### GIVEN REQUEST
Restate the data word for word and leave the images out.

### DATA SHOWN

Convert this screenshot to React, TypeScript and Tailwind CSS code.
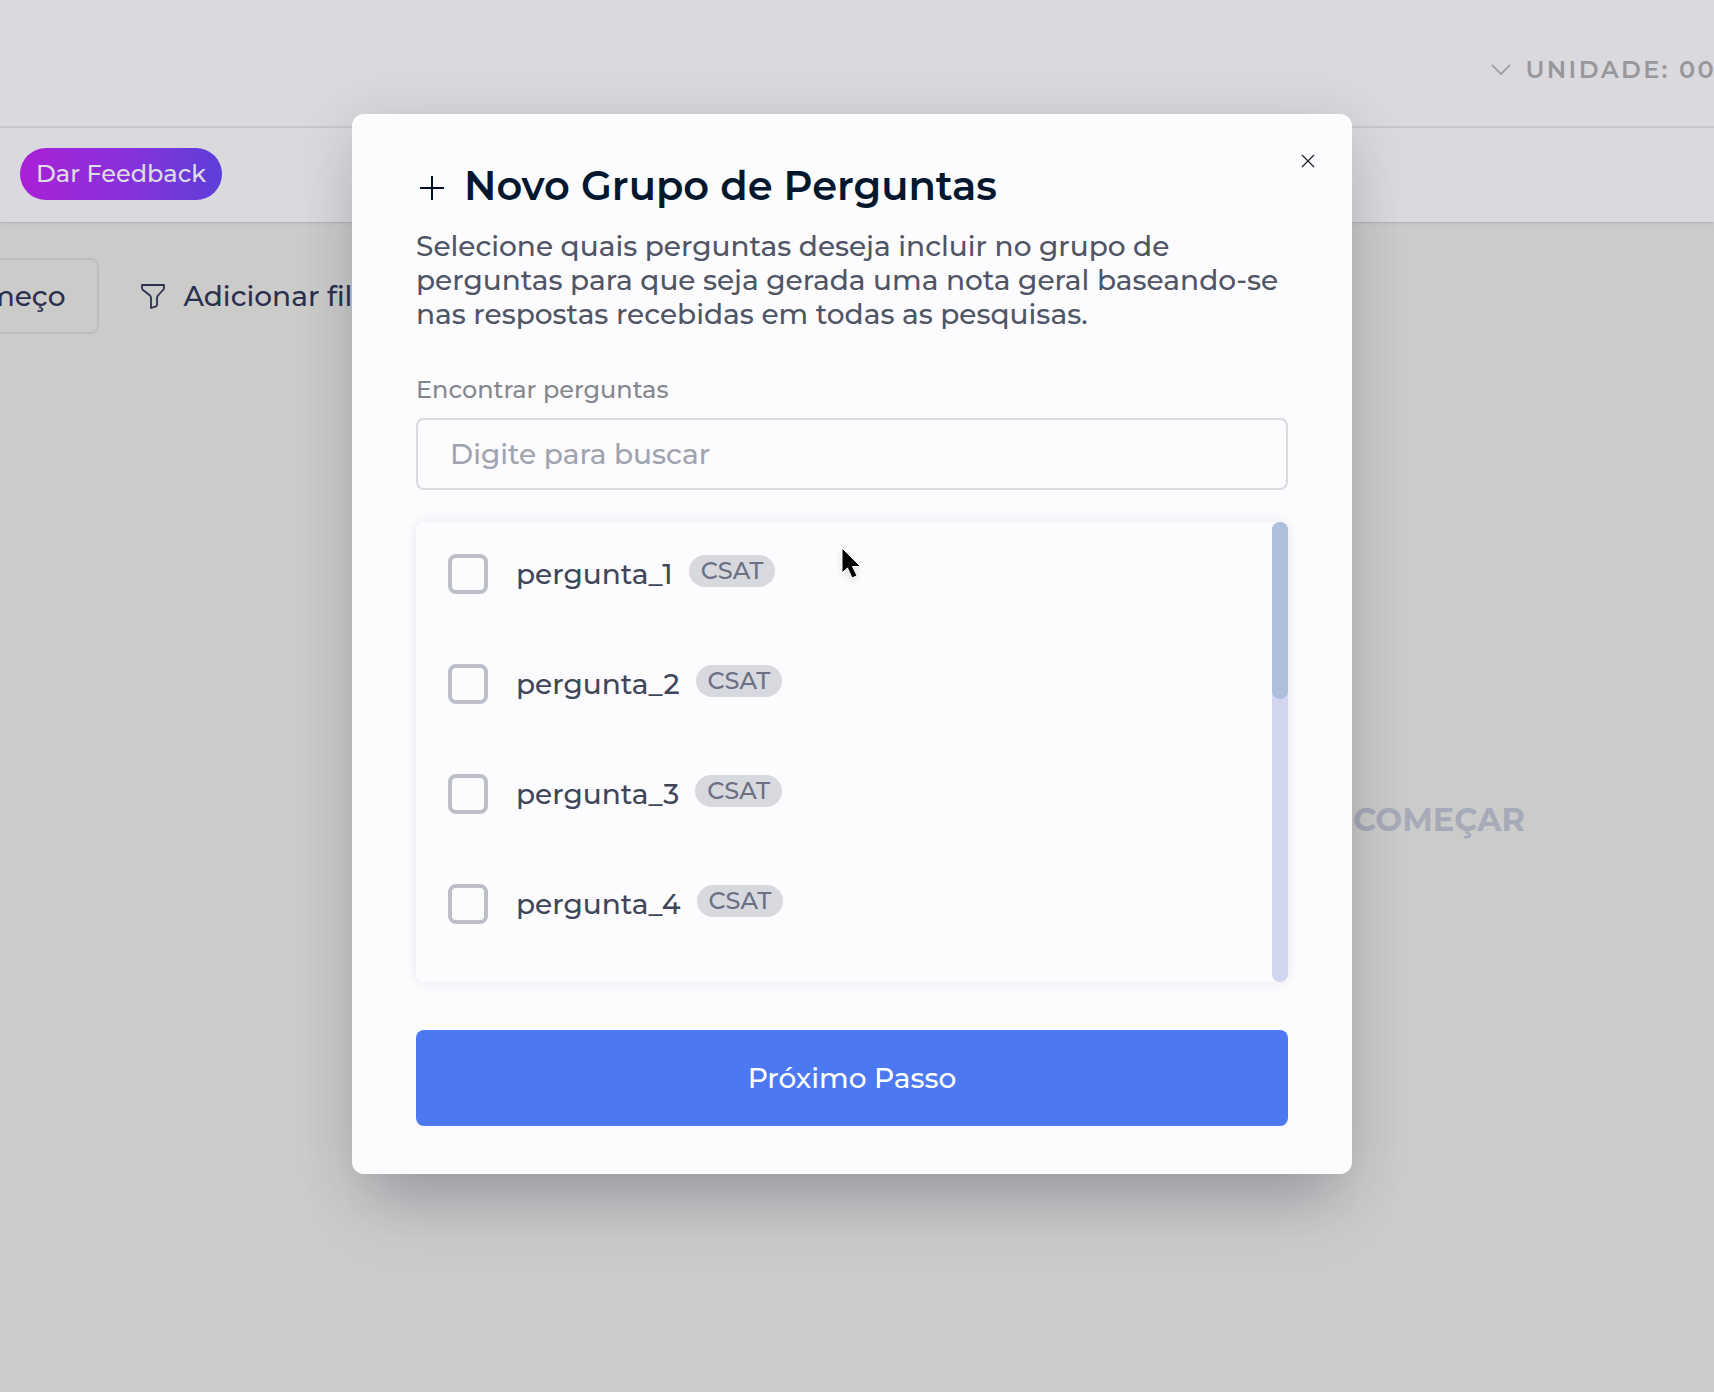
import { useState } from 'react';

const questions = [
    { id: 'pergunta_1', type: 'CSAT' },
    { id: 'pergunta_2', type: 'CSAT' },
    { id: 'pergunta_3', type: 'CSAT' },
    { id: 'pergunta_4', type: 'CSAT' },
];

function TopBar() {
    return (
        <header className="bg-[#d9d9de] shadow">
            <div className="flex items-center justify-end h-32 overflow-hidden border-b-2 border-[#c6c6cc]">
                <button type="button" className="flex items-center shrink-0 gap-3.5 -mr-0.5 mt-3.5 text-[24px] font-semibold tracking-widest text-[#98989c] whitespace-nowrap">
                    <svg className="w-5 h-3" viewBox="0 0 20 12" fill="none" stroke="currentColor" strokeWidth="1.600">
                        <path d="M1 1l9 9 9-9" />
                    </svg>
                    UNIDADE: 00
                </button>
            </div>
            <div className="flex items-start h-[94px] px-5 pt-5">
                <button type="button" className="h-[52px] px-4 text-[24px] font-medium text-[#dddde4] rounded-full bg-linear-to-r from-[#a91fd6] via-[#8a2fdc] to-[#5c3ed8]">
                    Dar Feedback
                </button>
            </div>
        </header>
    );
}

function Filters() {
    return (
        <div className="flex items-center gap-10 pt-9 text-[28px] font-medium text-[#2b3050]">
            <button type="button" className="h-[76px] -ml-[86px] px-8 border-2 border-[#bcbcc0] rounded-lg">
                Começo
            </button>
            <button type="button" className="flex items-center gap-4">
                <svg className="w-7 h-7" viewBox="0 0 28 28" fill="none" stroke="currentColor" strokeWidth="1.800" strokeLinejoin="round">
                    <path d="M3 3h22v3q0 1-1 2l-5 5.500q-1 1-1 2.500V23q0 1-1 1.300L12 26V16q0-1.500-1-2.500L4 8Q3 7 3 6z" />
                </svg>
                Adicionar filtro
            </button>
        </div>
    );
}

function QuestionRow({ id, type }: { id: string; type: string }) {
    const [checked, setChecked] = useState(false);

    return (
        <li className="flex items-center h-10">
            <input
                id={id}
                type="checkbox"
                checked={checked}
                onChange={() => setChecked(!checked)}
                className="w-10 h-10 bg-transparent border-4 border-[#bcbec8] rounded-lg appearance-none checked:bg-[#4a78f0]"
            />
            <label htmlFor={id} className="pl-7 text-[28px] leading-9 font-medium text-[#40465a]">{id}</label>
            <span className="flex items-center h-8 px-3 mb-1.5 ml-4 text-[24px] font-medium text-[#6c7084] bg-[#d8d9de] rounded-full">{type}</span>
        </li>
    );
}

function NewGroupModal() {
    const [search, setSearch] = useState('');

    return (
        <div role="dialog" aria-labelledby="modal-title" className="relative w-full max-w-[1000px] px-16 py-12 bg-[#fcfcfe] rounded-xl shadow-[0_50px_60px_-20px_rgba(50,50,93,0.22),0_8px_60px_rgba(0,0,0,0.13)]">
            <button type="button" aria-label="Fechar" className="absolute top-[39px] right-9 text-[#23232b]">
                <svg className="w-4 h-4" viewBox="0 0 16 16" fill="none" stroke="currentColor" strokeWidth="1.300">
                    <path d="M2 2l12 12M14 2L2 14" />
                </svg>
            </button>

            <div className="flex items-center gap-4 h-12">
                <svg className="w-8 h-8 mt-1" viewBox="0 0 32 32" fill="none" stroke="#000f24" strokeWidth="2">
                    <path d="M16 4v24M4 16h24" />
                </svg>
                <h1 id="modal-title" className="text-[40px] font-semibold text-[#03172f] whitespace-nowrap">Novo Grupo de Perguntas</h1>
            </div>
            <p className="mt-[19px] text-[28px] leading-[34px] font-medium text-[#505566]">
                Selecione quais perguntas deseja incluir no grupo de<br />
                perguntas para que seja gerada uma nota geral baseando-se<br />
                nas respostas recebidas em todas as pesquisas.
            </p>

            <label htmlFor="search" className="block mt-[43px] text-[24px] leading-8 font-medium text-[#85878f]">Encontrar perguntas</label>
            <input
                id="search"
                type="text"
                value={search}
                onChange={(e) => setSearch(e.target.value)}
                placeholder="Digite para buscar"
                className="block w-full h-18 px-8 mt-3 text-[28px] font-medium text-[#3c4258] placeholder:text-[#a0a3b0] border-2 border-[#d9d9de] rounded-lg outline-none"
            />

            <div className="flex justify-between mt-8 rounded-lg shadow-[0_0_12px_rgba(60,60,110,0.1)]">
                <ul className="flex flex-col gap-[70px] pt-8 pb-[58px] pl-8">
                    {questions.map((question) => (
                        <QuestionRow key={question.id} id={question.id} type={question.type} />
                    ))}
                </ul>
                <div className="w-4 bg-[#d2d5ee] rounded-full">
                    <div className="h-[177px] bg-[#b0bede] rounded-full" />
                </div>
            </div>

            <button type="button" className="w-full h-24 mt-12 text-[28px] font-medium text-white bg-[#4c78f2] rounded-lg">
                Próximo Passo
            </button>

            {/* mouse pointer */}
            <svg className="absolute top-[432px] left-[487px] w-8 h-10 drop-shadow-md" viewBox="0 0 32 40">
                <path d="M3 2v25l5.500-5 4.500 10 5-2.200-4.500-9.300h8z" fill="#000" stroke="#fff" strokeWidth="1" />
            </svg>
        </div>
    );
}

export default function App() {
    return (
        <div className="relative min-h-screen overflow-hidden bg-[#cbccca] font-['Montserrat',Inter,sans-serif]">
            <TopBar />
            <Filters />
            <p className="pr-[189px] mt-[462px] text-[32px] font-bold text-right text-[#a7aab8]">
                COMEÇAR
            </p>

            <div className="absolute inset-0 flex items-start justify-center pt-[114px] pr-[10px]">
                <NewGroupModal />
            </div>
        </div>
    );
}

### RIGHT ANSWER
Convert this screenshot to React, TypeScript and Tailwind CSS code.
import { useState } from 'react';

const questions = [
    { id: 'pergunta_1', type: 'CSAT' },
    { id: 'pergunta_2', type: 'CSAT' },
    { id: 'pergunta_3', type: 'CSAT' },
    { id: 'pergunta_4', type: 'CSAT' },
];

function TopBar() {
    return (
        <header className="bg-[#d9d9de] shadow">
            <div className="flex items-center justify-end h-32 overflow-hidden border-b-2 border-[#c6c6cc]">
                <button type="button" className="flex items-center shrink-0 gap-3.5 -mr-0.5 mt-3.5 text-[24px] font-semibold tracking-widest text-[#98989c] whitespace-nowrap">
                    <svg className="w-5 h-3" viewBox="0 0 20 12" fill="none" stroke="currentColor" strokeWidth="1.600">
                        <path d="M1 1l9 9 9-9" />
                    </svg>
                    UNIDADE: 00
                </button>
            </div>
            <div className="flex items-start h-[94px] px-5 pt-5">
                <button type="button" className="h-[52px] px-4 text-[24px] font-medium text-[#dddde4] rounded-full bg-linear-to-r from-[#a91fd6] via-[#8a2fdc] to-[#5c3ed8]">
                    Dar Feedback
                </button>
            </div>
        </header>
    );
}

function Filters() {
    return (
        <div className="flex items-center gap-10 pt-9 text-[28px] font-medium text-[#2b3050]">
            <button type="button" className="h-[76px] -ml-[86px] px-8 border-2 border-[#bcbcc0] rounded-lg">
                Começo
            </button>
            <button type="button" className="flex items-center gap-4">
                <svg className="w-7 h-7" viewBox="0 0 28 28" fill="none" stroke="currentColor" strokeWidth="1.800" strokeLinejoin="round">
                    <path d="M3 3h22v3q0 1-1 2l-5 5.500q-1 1-1 2.500V23q0 1-1 1.300L12 26V16q0-1.500-1-2.500L4 8Q3 7 3 6z" />
                </svg>
                Adicionar filtro
            </button>
        </div>
    );
}

function QuestionRow({ id, type }: { id: string; type: string }) {
    const [checked, setChecked] = useState(false);

    return (
        <li className="flex items-center h-10">
            <input
                id={id}
                type="checkbox"
                checked={checked}
                onChange={() => setChecked(!checked)}
                className="w-10 h-10 bg-transparent border-4 border-[#bcbec8] rounded-lg appearance-none checked:bg-[#4a78f0]"
            />
            <label htmlFor={id} className="pl-7 text-[28px] leading-9 font-medium text-[#40465a]">{id}</label>
            <span className="flex items-center h-8 px-3 mb-1.5 ml-4 text-[24px] font-medium text-[#6c7084] bg-[#d8d9de] rounded-full">{type}</span>
        </li>
    );
}

function NewGroupModal() {
    const [search, setSearch] = useState('');

    return (
        <div role="dialog" aria-labelledby="modal-title" className="relative w-full max-w-[1000px] px-16 py-12 bg-[#fcfcfe] rounded-xl shadow-[0_50px_60px_-20px_rgba(50,50,93,0.22),0_8px_60px_rgba(0,0,0,0.13)]">
            <button type="button" aria-label="Fechar" className="absolute top-[39px] right-9 text-[#23232b]">
                <svg className="w-4 h-4" viewBox="0 0 16 16" fill="none" stroke="currentColor" strokeWidth="1.300">
                    <path d="M2 2l12 12M14 2L2 14" />
                </svg>
            </button>

            <div className="flex items-center gap-4 h-12">
                <svg className="w-8 h-8 mt-1" viewBox="0 0 32 32" fill="none" stroke="#000f24" strokeWidth="2">
                    <path d="M16 4v24M4 16h24" />
                </svg>
                <h1 id="modal-title" className="text-[40px] font-semibold text-[#03172f] whitespace-nowrap">Novo Grupo de Perguntas</h1>
            </div>
            <p className="mt-[19px] text-[28px] leading-[34px] font-medium text-[#505566]">
                Selecione quais perguntas deseja incluir no grupo de<br />
                perguntas para que seja gerada uma nota geral baseando-se<br />
                nas respostas recebidas em todas as pesquisas.
            </p>

            <label htmlFor="search" className="block mt-[43px] text-[24px] leading-8 font-medium text-[#85878f]">Encontrar perguntas</label>
            <input
                id="search"
                type="text"
                value={search}
                onChange={(e) => setSearch(e.target.value)}
                placeholder="Digite para buscar"
                className="block w-full h-18 px-8 mt-3 text-[28px] font-medium text-[#3c4258] placeholder:text-[#a0a3b0] border-2 border-[#d9d9de] rounded-lg outline-none"
            />

            <div className="flex justify-between mt-8 rounded-lg shadow-[0_0_12px_rgba(60,60,110,0.1)]">
                <ul className="flex flex-col gap-[70px] pt-8 pb-[58px] pl-8">
                    {questions.map((question) => (
                        <QuestionRow key={question.id} id={question.id} type={question.type} />
                    ))}
                </ul>
                <div className="w-4 bg-[#d2d5ee] rounded-full">
                    <div className="h-[177px] bg-[#b0bede] rounded-full" />
                </div>
            </div>

            <button type="button" className="w-full h-24 mt-12 text-[28px] font-medium text-white bg-[#4c78f2] rounded-lg">
                Próximo Passo
            </button>

            {/* mouse pointer */}
            <svg className="absolute top-[432px] left-[487px] w-8 h-10 drop-shadow-md" viewBox="0 0 32 40">
                <path d="M3 2v25l5.500-5 4.500 10 5-2.200-4.500-9.300h8z" fill="#000" stroke="#fff" strokeWidth="1" />
            </svg>
        </div>
    );
}

export default function App() {
    return (
        <div className="relative min-h-screen overflow-hidden bg-[#cbccca] font-['Montserrat',Inter,sans-serif]">
            <TopBar />
            <Filters />
            <p className="pr-[189px] mt-[462px] text-[32px] font-bold text-right text-[#a7aab8]">
                COMEÇAR
            </p>

            <div className="absolute inset-0 flex items-start justify-center pt-[114px] pr-[10px]">
                <NewGroupModal />
            </div>
        </div>
    );
}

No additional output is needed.